To further understand constant function differentiation, it's essential to grasp some calculus basics. Calculus is a branch of mathematics that deals with rates of change (differential calculus) and the accumulation of quantities (integral calculus). When we talk about rates of change, especially in the realm of differential calculus, we are commonly referring to the concept of the derivative.

The derivative tells us how a function's output value changes in response to changes in the input value. In simpler terms, it measures the slope of the tangent line to the function's curve at any given point. The most essential aspect to remember for beginners is that the derivative is fundamentally about rate of change - it's asking 'how fast?' With constant functions, since there is no change—no matter how fast or slow you move along the x-axis, the y-value remains the same—the rate of change is zero.

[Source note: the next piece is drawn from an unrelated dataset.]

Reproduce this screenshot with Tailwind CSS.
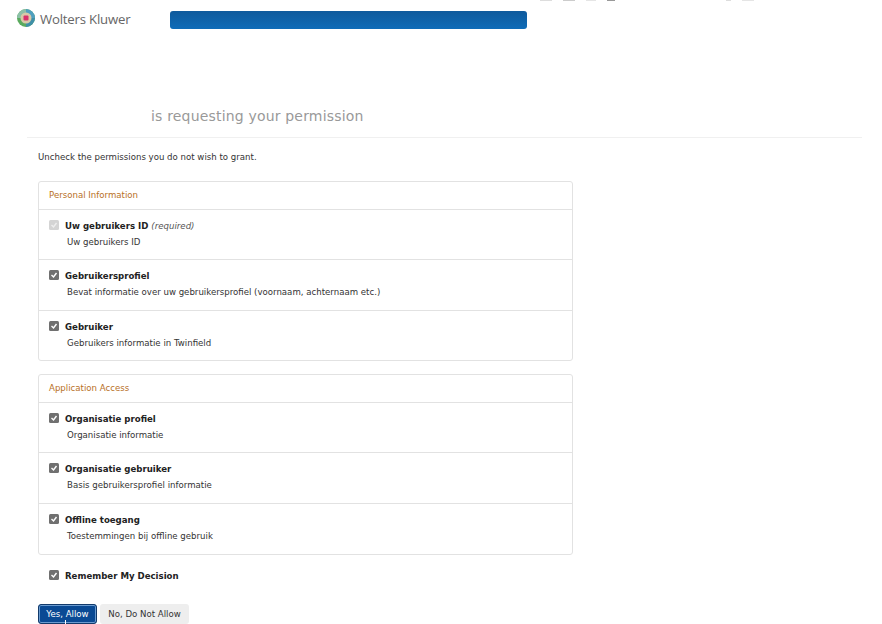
<!DOCTYPE html>
<html lang="en">
<head>
    <meta charset="UTF-8">
    <title>Permission request</title>
    <script src="https://cdn.jsdelivr.net/npm/@tailwindcss/browser@4"></script>
</head>
<body class="relative bg-white h-[624px] overflow-hidden font-['DejaVu_Sans',sans-serif] text-[8.6px] text-[#333]">

    <!-- cut off text at the very top of the capture -->
    <div class="absolute top-0 left-[540px] w-[222px] h-[1px] flex gap-[11px]">
        <span class="w-[12px] bg-[#dddddd]"></span>
        <span class="w-[12px] bg-[#cccccc]"></span>
        <span class="w-[10px] bg-[#e5e5e5]"></span>
        <span class="w-[8px] bg-[#999999]"></span>
        <span class="w-[5px] ml-[100px] bg-[#dddddd]"></span>
        <span class="w-[12px] bg-[#e5e5e5]"></span>
    </div>

    <!-- HEADER -->
    <header class="h-[100px] flex items-start pl-[17px] pt-[9px]">
        <svg class="w-[18px] h-[18px] shrink-0" viewBox="0 0 18 18">
            <circle cx="9" cy="9" r="9" fill="#5aaa5e"/>
            <path d="M9 0a9 9 0 0 1 9 9H13a4 4 0 0 0-4-4z" fill="#4f9fc0"/>
            <path d="M0 9a9 9 0 0 1 9-9v5a4 4 0 0 0-4 4z" fill="#8cc0a8"/>
            <path d="M9 18a9 9 0 0 0 9-9H13a4 4 0 0 1-4 4z" fill="#3f8fa8"/>
            <circle cx="9" cy="9" r="5.5" fill="#d8c9a8"/>
            <rect x="6.5" y="6.5" width="5" height="5" rx="1" fill="#d8316b"/>
        </svg>
        <span class="ml-[5px] w-[130px] font-['Open_Sans',sans-serif] text-[13.2px] leading-[20px] text-[#666] tracking-[-0.2px]">Wolters Kluwer</span>
        <div class="mt-[2px] w-[357px] h-[18px] rounded-[3px] bg-gradient-to-b from-[#0f5a9c] to-[#0f6cb8]"></div>
    </header>

    <!-- TITLE -->
    <div class="ml-[27px] mr-[20px] h-[38px] border-b border-[#f0f0f0] pl-[124px]">
        <h1 class="text-[14px] leading-[32px] text-[#999] tracking-[0.18px]">is requesting your permission</h1>
    </div>

    <main class="pl-[38px] w-[573px]">
        <p class="mt-[13px] leading-[12px]">Uncheck the permissions you do not wish to grant.</p>

        <!-- PERSONAL INFORMATION -->
        <section class="mt-[18px] border border-[#e2e2e2] rounded-[3px]">
            <h2 class="h-[28px] px-[10px] leading-[26px] text-[#b8701f] border-b border-[#e2e2e2]">Personal Information</h2>
            <div class="h-[50px] px-[10px] pt-[10px] border-b border-[#e2e2e2]">
                <div class="flex items-start h-[12px] leading-[12px]">
                    <svg class="w-[10px] h-[10px] mr-[6px]" viewBox="0 0 10 10"><rect width="10" height="10" rx="1.5" fill="#d4d4d4"/><path d="M2.5 5l2 2 3-4" fill="none" stroke="#eeeeee" stroke-width="1.4"/></svg>
                    <b class="text-[#222]">Uw gebruikers ID</b>
                    <i class="ml-[3px] text-[#555]">(required)</i>
                </div>
                <p class="mt-[4px] ml-[18px] leading-[12px]">Uw gebruikers ID</p>
            </div>
            <div class="h-[51px] px-[10px] pt-[10px] border-b border-[#e2e2e2]">
                <div class="flex items-start h-[12px] leading-[12px]">
                    <svg class="w-[10px] h-[10px] mr-[6px]" viewBox="0 0 10 10"><rect width="10" height="10" rx="1.5" fill="#707070"/><path d="M2.5 5l2 2 3-4" fill="none" stroke="#ffffff" stroke-width="1.4"/></svg>
                    <b class="text-[#222]">Gebruikersprofiel</b>
                </div>
                <p class="mt-[4px] ml-[18px] leading-[12px]">Bevat informatie over uw gebruikersprofiel (voornaam, achternaam etc.)</p>
            </div>
            <div class="h-[49px] px-[10px] pt-[10px]">
                <div class="flex items-start h-[12px] leading-[12px]">
                    <svg class="w-[10px] h-[10px] mr-[6px]" viewBox="0 0 10 10"><rect width="10" height="10" rx="1.5" fill="#707070"/><path d="M2.5 5l2 2 3-4" fill="none" stroke="#ffffff" stroke-width="1.4"/></svg>
                    <b class="text-[#222]">Gebruiker</b>
                </div>
                <p class="mt-[4px] ml-[18px] leading-[12px]">Gebruikers informatie in Twinfield</p>
            </div>
        </section>

        <!-- APPLICATION ACCESS -->
        <section class="mt-[13px] border border-[#e2e2e2] rounded-[3px]">
            <h2 class="h-[28px] px-[10px] leading-[26px] text-[#b8701f] border-b border-[#e2e2e2]">Application Access</h2>
            <div class="h-[50px] px-[10px] pt-[10px] border-b border-[#e2e2e2]">
                <div class="flex items-start h-[12px] leading-[12px]">
                    <svg class="w-[10px] h-[10px] mr-[6px]" viewBox="0 0 10 10"><rect width="10" height="10" rx="1.5" fill="#707070"/><path d="M2.5 5l2 2 3-4" fill="none" stroke="#ffffff" stroke-width="1.4"/></svg>
                    <b class="text-[#222]">Organisatie profiel</b>
                </div>
                <p class="mt-[4px] ml-[18px] leading-[12px]">Organisatie informatie</p>
            </div>
            <div class="h-[51px] px-[10px] pt-[10px] border-b border-[#e2e2e2]">
                <div class="flex items-start h-[12px] leading-[12px]">
                    <svg class="w-[10px] h-[10px] mr-[6px]" viewBox="0 0 10 10"><rect width="10" height="10" rx="1.5" fill="#707070"/><path d="M2.5 5l2 2 3-4" fill="none" stroke="#ffffff" stroke-width="1.4"/></svg>
                    <b class="text-[#222]">Organisatie gebruiker</b>
                </div>
                <p class="mt-[4px] ml-[18px] leading-[12px]">Basis gebruikersprofiel informatie</p>
            </div>
            <div class="h-[50px] px-[10px] pt-[10px]">
                <div class="flex items-start h-[12px] leading-[12px]">
                    <svg class="w-[10px] h-[10px] mr-[6px]" viewBox="0 0 10 10"><rect width="10" height="10" rx="1.5" fill="#707070"/><path d="M2.5 5l2 2 3-4" fill="none" stroke="#ffffff" stroke-width="1.4"/></svg>
                    <b class="text-[#222]">Offline toegang</b>
                </div>
                <p class="mt-[4px] ml-[18px] leading-[12px]">Toestemmingen bij offline gebruik</p>
            </div>
        </section>

        <div class="mt-[15px] ml-[11px] flex items-start h-[12px] leading-[12px]">
            <svg class="w-[10px] h-[10px] mr-[6px]" viewBox="0 0 10 10"><rect width="10" height="10" rx="1.5" fill="#707070"/><path d="M2.5 5l2 2 3-4" fill="none" stroke="#ffffff" stroke-width="1.4"/></svg>
            <b class="text-[#222]">Remember My Decision</b>
        </div>

        <div class="mt-[22px] flex gap-[3px]">
            <button class="relative h-[20px] w-[59px] rounded-[3px] bg-[#0a4a94] text-white border border-[#123a6b] shadow-[inset_0_0_0_1px_#6a9bd0]">
                Yes, Allow
                <span class="absolute left-[26px] top-[15px] w-[1px] h-[4px] bg-white"></span>
            </button>
            <button class="h-[20px] w-[89px] rounded-[3px] bg-[#eeeeee] text-[#333]">No, Do Not Allow</button>
        </div>
    </main>

</body>
</html>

There are several key rules in calculus that help simplify the process of differentiation, collectively known as derivative rules. Some of the most commonly used are:

• The Power Rule, which states that if f(x) = x^n, then the derivative f'(x) = nx^(n-1).
• The Product Rule, used when differentiating products of two functions.
• The Quotient Rule, used when differentiating the quotient of two functions.
• The Chain Rule, which is used to differentiate composite functions.
• And, as relevant to our exercise, the Constant Rule, which dictates that the derivative of a constant is zero.

When it comes to differentiation, applying the correct rule is crucial for finding the solution. In our exercise, we only need to use the Constant Rule. Remember that the ability to identify which rule to apply largely depends on being able to categorize the function correctly—whether it's a constant, a product of functions, a quotient, or a composition of functions.